I have undertaken to describe some very difficult things, but I would not attempt to portray my feelings, and three days later there was no change. It was in the height of my season of field work, and I had several extremely interesting series of bird studies on hand, and many miscellaneous subjects. In those days some pictures were secured that I then thought, and yet feel, will live, but nothing mattered to me. There was a standing joke among my friends that I never would be satisfied with my field work until I had made a study of a ‘Ha-ha bird,’ but I doubt if even that specimen would have lifted the gloom of those days. Everything was a drag, and frequently I would think over it all in detail, and roundly bless myself for taking a prize so rare, to me at least, into the open.
The third day stands lurid in my memory. It was the hottest, most difficult day of all my years of experience afield. The temperature ranged from 104 to 108 in the village, and in quarries open to the east, flat fields, and steaming swamps it certainly could have been no cooler. With set cameras I was working for a shot at a hawk that was feeding on all the young birds and rabbits in the vicinity of its nest. I also wanted a number of studies to fill a commission that was pressing me. Subjects for several pictures had been found, and exposures made on them when the weather was so hot that the rubber slide of a plate holder would curl like a horseshoe if not laid on a case, and held flat by a camera while I worked. Perspiration dried, and the landscape took on a sombre black velvet hue, with a liberal sprinkling of gold stars. I sank into a stupor going home, and an old farmer aroused me, and disentangled my horse from a thicket of wild briers into which it had strayed. He said most emphatically that if I did not know enough to remain indoors weather like that, my friends should appoint me a `guardeen.’

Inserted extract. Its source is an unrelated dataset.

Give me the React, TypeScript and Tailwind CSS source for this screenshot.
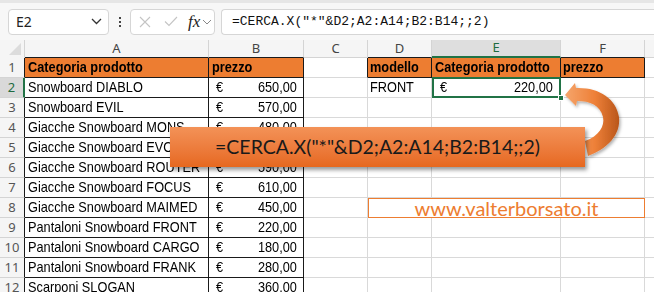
import React from "react";

const W = [25, 184, 95, 64, 64, 129, 84, 9];
const cellFont = { fontFamily: '"Liberation Sans",Arial,sans-serif' } as React.CSSProperties;

type Row = { a: string; b: string };
const rows: Row[] = [
  { a: "Snowboard DIABLO", b: "650,00" },
  { a: "Snowboard EVIL", b: "570,00" },
  { a: "Giacche Snowboard MONS", b: "480,00" },
  { a: "Giacche Snowboard EVO", b: "520,00" },
  { a: "Giacche Snowboard ROUTER", b: "590,00" },
  { a: "Giacche Snowboard FOCUS", b: "610,00" },
  { a: "Giacche Snowboard MAIMED", b: "450,00" },
  { a: "Pantaloni Snowboard FRONT", b: "220,00" },
  { a: "Pantaloni Snowboard CARGO", b: "180,00" },
  { a: "Pantaloni Snowboard FRANK", b: "280,00" },
  { a: "Scarponi SLOGAN", b: "360,00" },
];

function T({ children, right }: { children: React.ReactNode; right?: boolean }) {
  return (
    <span className={"inline-block shrink-0 whitespace-nowrap scale-x-[0.85] " + (right ? "origin-right" : "origin-left")}>
      {children}
    </span>
  );
}

function RowHeader({ n, sel }: { n: number; sel?: boolean }) {
  return (
    <div
      className={
        "w-[25px] h-full shrink-0 flex items-center justify-center text-[13px] border-b border-[#d4d4d4] " +
        (sel ? "bg-[#d9d9d9] text-[#1e6b41] border-r-2 border-r-[#217346]" : "bg-[#f5f5f5] text-[#555] border-r border-r-[#1a1a1a]")
      }
      style={{ fontFamily: '"Noto Sans",sans-serif' }}
    >
      {n}
    </div>
  );
}

function Blank({ w, extra = "" }: { w: number; extra?: string }) {
  return <div className={"h-full shrink-0 border-r border-b border-[#d9d9d9] " + extra} style={{ width: w }} />;
}

export default function App() {
  return (
    <div className="relative w-[654px] h-[292px] overflow-hidden bg-white" style={cellFont}>
      {/* formula bar */}
      <div className="h-[40px] bg-[#f7f7f7] border-t-[3px] border-[#e6e6e6] flex items-center pl-[8px] gap-0">
        <div className="w-[101px] h-[26px] bg-white border border-[#d6d6d6] rounded-[4px] flex items-center justify-between pl-[7px] pr-[6px]">
          <span className="text-[14px] text-[#222]" style={{ fontFamily: '"Noto Sans",sans-serif' }}>E2</span>
          <svg width="11" height="7" viewBox="0 0 11 7"><path d="M1 1l4.5 4.5L10 1" stroke="#333" strokeWidth="1.3" fill="none" /></svg>
        </div>
        <div className="w-[21px] flex flex-col items-center gap-[2px]">
          <div className="w-[2px] h-[2px] bg-[#444]" />
          <div className="w-[2px] h-[2px] bg-[#444]" />
          <div className="w-[2px] h-[2px] bg-[#444]" />
        </div>
        <div className="w-[85px] h-[26px] bg-white border border-[#d6d6d6] rounded-[4px] flex items-center pl-[8px]">
          <svg width="12" height="12" viewBox="0 0 12 12"><path d="M1 1l10 10M11 1L1 11" stroke="#c4c4c4" strokeWidth="1.1" /></svg>
          <svg className="ml-[13px]" width="14" height="11" viewBox="0 0 14 11"><path d="M1 5.5l4 4L13 1" stroke="#c4c4c4" strokeWidth="1.1" fill="none" /></svg>
          <span className="ml-[10px] text-[17px] italic text-[#222] leading-none" style={{ fontFamily: '"Liberation Serif",serif' }}>fx</span>
          <svg className="ml-[2px]" width="10" height="6" viewBox="0 0 10 6"><path d="M1 1l4 4 4-4" stroke="#888" strokeWidth="1" fill="none" /></svg>
        </div>
        <div className="ml-[6px] flex-1 h-[26px] bg-white border border-[#d6d6d6] rounded-l-[4px] border-r-0 flex items-center pl-[10px]">
          <span className="text-[13px] text-[#111]" style={{ fontFamily: '"Liberation Mono",monospace' }}>=CERCA.X("*"&amp;D2;A2:A14;B2:B14;;2)</span>
        </div>
      </div>

      {/* column headers */}
      <div className="flex h-[18px] bg-[#f5f5f5]" style={{ fontFamily: '"Noto Sans",sans-serif' }}>
        <div className="w-[25px] h-full shrink-0 border-r border-[#d4d4d4] relative">
          <div className="absolute right-[3px] bottom-[3px] w-0 h-0 border-l-[12px] border-l-transparent border-b-[12px] border-b-[#dcdcdc]" />
        </div>
        {["A", "B", "C", "D", "E", "F"].map((l, i) => (
          <div
            key={l}
            className={
              "h-full shrink-0 flex items-center justify-center text-[13px] border-r border-r-[#d4d4d4] " +
              (l === "E" ? "bg-[#dedede] text-[#1e6b41] border-b-2 border-b-[#217346]" : "text-[#444] " + (l === "C" ? "border-b border-b-[#d4d4d4]" : "border-b border-b-[#1a1a1a]"))
            }
            style={{ width: W[i + 1] }}
          >
            {l}
          </div>
        ))}
        <div className="flex-1 border-b border-[#d4d4d4]" />
      </div>

      {/* row 1 */}
      <div className="flex h-[20px]">
        <RowHeader n={1} />
        <div className="h-full shrink-0 bg-[#ed7d31] border-r border-b border-[#1a1a1a] flex items-center pl-[3px] text-[15px] font-bold text-black overflow-hidden" style={{ width: W[1] }}><T>Categoria prodotto</T></div>
        <div className="h-full shrink-0 bg-[#ed7d31] border-r border-b border-[#1a1a1a] flex items-center pl-[3px] text-[15px] font-bold text-black overflow-hidden" style={{ width: W[2] }}><T>prezzo</T></div>
        <div className="h-full shrink-0 border-r border-r-[#1a1a1a] border-b border-b-[#d9d9d9]" style={{ width: W[3] }} />
        <div className="h-full shrink-0 bg-[#ed7d31] border-r border-b border-[#1a1a1a] flex items-center pl-[2px] text-[15px] font-bold text-black overflow-hidden" style={{ width: W[4] }}><T>modello</T></div>
        <div className="h-full shrink-0 bg-[#ed7d31] border-r border-b border-[#1a1a1a] flex items-center pl-[3px] text-[15px] font-bold text-black overflow-hidden" style={{ width: W[5] }}><T>Categoria prodotto</T></div>
        <div className="h-full shrink-0 bg-[#ed7d31] border-r border-b border-[#1a1a1a] flex items-center pl-[2px] text-[15px] font-bold text-black overflow-hidden" style={{ width: W[6] }}><T>prezzo</T></div>
        <div className="flex-1 h-full border-b border-[#d9d9d9]" />
      </div>

      {rows.map((r, i) => {
        const n = i + 2;
        return (
          <div key={n} className="flex h-[20px]">
            <RowHeader n={n} sel={n === 2} />
            <div className="h-full shrink-0 border-r border-b border-[#1a1a1a] flex items-center pl-[3px] text-[15px] text-black overflow-hidden" style={{ width: W[1] }}><T>{r.a}</T></div>
            <div className="h-full shrink-0 border-r border-b border-[#1a1a1a] flex items-center justify-between pl-[7px] pr-[6px] text-[15px] text-black overflow-hidden" style={{ width: W[2] }}>
              <T>€</T>
              <T right>{r.b}</T>
            </div>
            {n === 2 ? (
              <>
                <Blank w={W[3]} />
                <div className="h-full shrink-0 border-r border-b border-[#d9d9d9] flex items-center pl-[2px] text-[15px] text-black overflow-hidden" style={{ width: W[4] }}><T>FRONT</T></div>
                <div className="relative h-full shrink-0 border-r border-b border-[#d9d9d9] flex items-center justify-between pl-[8px] pr-[7px] text-[15px] text-black" style={{ width: W[5] }}>
                  <T>€</T>
                  <T right>220,00</T>
                  <div className="absolute left-0 top-[-1px] right-[-1px] bottom-[-1px] border-2 border-[#217346]" />
                  <div className="absolute right-[-4px] bottom-[-4px] w-[6px] h-[6px] bg-[#217346] border border-white" />
                </div>
                <Blank w={W[6]} />
              </>
            ) : n === 8 ? (
              <>
                <Blank w={W[3]} />
                <div className="h-full shrink-0 border border-[#ed7d31] flex items-center justify-center text-[20px] text-[#ed7d31] leading-none" style={{ width: W[4] + W[5] + W[6], fontFamily: 'Lato,"Open Sans",sans-serif' }}>www.valterborsato.it</div>
              </>
            ) : (
              <>
                <Blank w={W[3]} />
                <Blank w={W[4]} />
                <Blank w={W[5]} />
                <Blank w={W[6]} />
              </>
            )}
            <div className="flex-1 h-full border-b border-[#d9d9d9]" />
          </div>
        );
      })}

      {/* curved arrow */}
      <svg className="absolute left-0 top-0 pointer-events-none" width="654" height="292" viewBox="0 0 654 292">
        <defs>
          <linearGradient id="arr" x1="0" y1="0" x2="1" y2="0">
            <stop offset="0" stopColor="#f5a56c" />
            <stop offset="0.55" stopColor="#ee8038" />
            <stop offset="1" stopColor="#b9561b" />
          </linearGradient>
          <filter id="sh" x="-20%" y="-20%" width="140%" height="140%">
            <feDropShadow dx="1.5" dy="2" stdDeviation="1.5" floodColor="#000" floodOpacity="0.3" />
          </filter>
        </defs>
        <path
          d="M565,95 L575,83 L576,88 C598,87 616,98 619,117 C621,135 607,149 588,156 L585,141 C599,136 605,126 603,117 C600,105 590,101 577,101 L576,106 Z"
          fill="url(#arr)"
          filter="url(#sh)"
        />
      </svg>

      {/* callout */}
      <div
        className="absolute left-[170px] top-[127px] w-[415px] h-[40px] flex items-center justify-center bg-gradient-to-b from-[#f39257] to-[#e6681e] shadow-[2px_3px_4px_rgba(0,0,0,0.4)] text-[19.5px] text-[#1a1a1a]"
        style={{ fontFamily: 'Lato,"Open Sans",sans-serif' }}
      >
        =CERCA.X("*"&amp;D2;A2:A14;B2:B14;;2)
      </div>
    </div>
  );
}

I reached the village more worn in body and spirit than I ever had been. I felt that I could not endure another degree of heat on the back of my head, and I was much discouraged concerning my work. Why not drop it all, and go where there were cool forests and breezes sighing? Perhaps my studies were not half so good as I thought! Perhaps people would not care for them! For that matter, perhaps the editors and publishers never would give the public an opportunity to see my work at all!
I dragged a heavy load up the steps and swung it to the veranda, and there stood almost paralysed. On the top step, where I could not reach the Cabin door without seeing it, newly emerged, and slowly exercising a pair of big wings, with every gaudy marking fresh with new life, was the finest Cecropia I ever had seen anywhere. Recovering myself with a start, I had it under my net that had waited twenty years to cover it! Inside the door I dropped the net, and the moth crept on my fingers. What luck! What extra golden luck! I almost felt that God had been sorry for me, and sent it there to encourage me to keep on picturing the beauties and wonders of His creations for people who could not go afield to see for themselves, and to teach those who could to protect helpless, harmless things for their use and beauty.